Most math enthusiasts have probably heard of the constant τ at this point, which is simply twice the value of the wellknown "pi" constant (in other words, τ = 2·π), and this constant has been discussed on various popular sites, like KhanAcademy and Numberphile, and people tend to have very strong opinions about it.
I was wondering, what are your opinions on this constant?
The idea of this constant is that it is considered more natural for periodic motions, since the number of τ radians immediately corresponds to the number of periods (for example, 0.5·τ radians is exactly 0.5 periods).
Personally I think that this sounds like a very good idea, simply because it seems like it would be more intuitive than defining one period as 2·π radians (two π for every one period  that feels a bit strange to me), so I guess that you could consider me a τ supporter.
Also, τ is defined as the ratio between a circle's circumference and its radius (as opposed to the diameter, in the case of π), and this is more relevant for math and physics, which tend to use radii instead of diameters (like torque and angular momentum, for example).
However, I would also like to hear your opinions about this  do you think that slowly replacing π with τ is a good, realistic goal, or should we perhaps use both of them at the same time, or not use τ at all?

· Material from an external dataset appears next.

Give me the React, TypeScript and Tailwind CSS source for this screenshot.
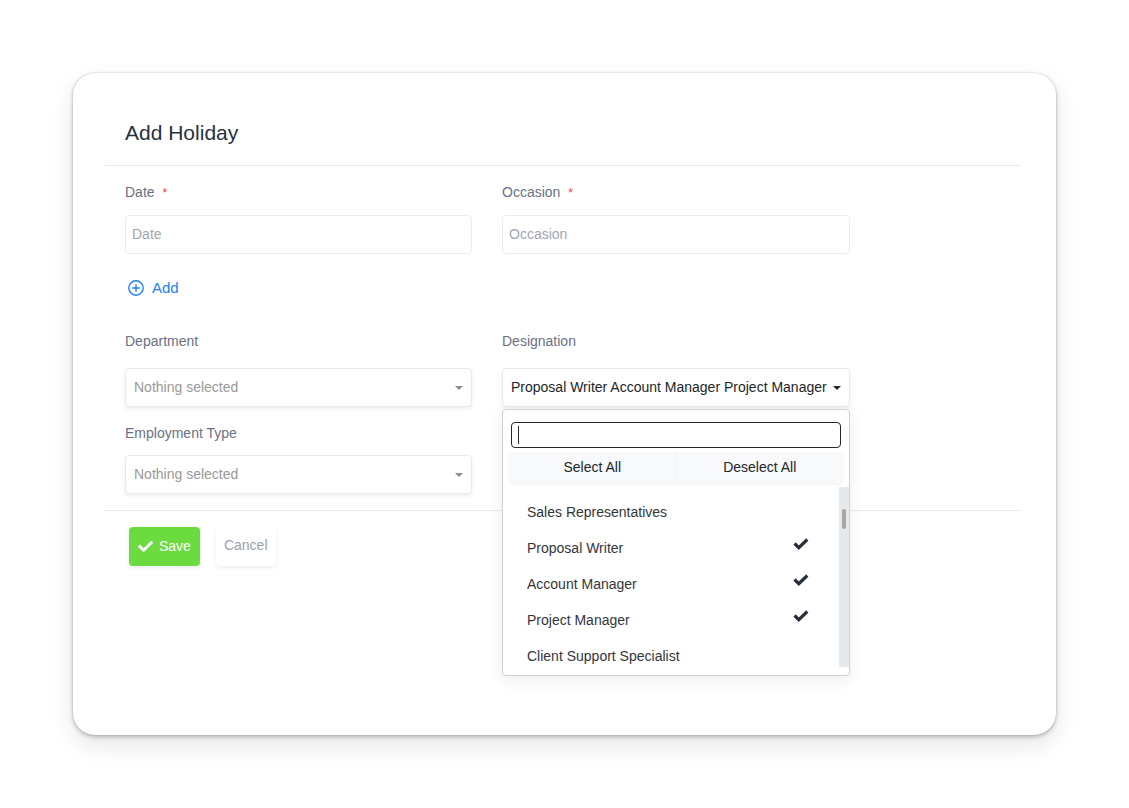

Note that this has nothing to do with just making equations "look nicer"  it is more about which constant that would be more intuitive for newbies who are just starting out on Trigonometry, and whose mathematical background is Arithmetic, Algebra and Geometry.
(By the way, I am aware that the "real" Greek word for τ is "taf", but "tau" is the conventional mathematical pronunciation.
I guess you could think of it as a way to distinguish between the Greek letter and the mathematical constant.)